▶ _Problem description_:
Find the number of lines below in which the word "with" appears, and write that number only.

▶ _Data lines_:
## begin

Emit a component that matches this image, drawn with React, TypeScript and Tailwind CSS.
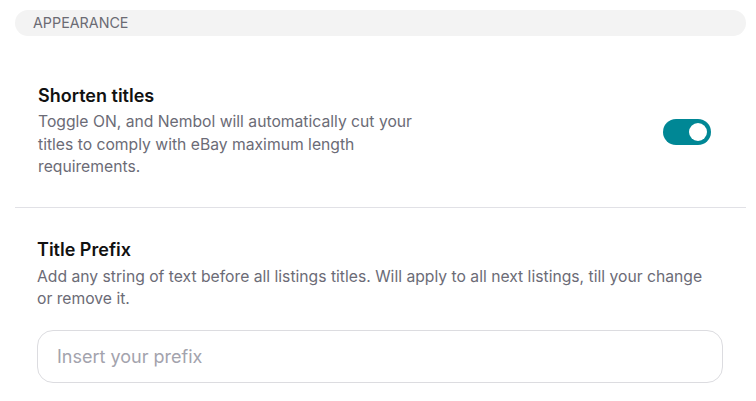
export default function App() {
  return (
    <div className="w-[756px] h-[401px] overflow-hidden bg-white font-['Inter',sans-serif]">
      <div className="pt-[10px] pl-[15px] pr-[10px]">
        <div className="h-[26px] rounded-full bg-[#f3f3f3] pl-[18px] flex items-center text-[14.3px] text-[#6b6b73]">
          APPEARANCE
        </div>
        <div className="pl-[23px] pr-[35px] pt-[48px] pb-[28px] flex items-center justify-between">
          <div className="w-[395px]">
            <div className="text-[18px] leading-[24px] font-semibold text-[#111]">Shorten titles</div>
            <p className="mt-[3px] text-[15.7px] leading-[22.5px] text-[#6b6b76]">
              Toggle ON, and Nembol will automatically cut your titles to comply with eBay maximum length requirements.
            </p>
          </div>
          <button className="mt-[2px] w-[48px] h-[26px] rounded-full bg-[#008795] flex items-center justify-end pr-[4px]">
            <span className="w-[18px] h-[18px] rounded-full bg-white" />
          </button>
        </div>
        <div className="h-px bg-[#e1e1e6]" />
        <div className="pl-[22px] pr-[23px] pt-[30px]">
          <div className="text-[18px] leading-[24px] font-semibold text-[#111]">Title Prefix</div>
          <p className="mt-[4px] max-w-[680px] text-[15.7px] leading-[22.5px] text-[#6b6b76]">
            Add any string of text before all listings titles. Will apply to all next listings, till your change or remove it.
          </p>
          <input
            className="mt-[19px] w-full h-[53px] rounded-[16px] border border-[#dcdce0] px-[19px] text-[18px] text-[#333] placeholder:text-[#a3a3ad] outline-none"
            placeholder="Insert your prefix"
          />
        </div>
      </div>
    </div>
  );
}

## end

▶ _Problem solution_:
2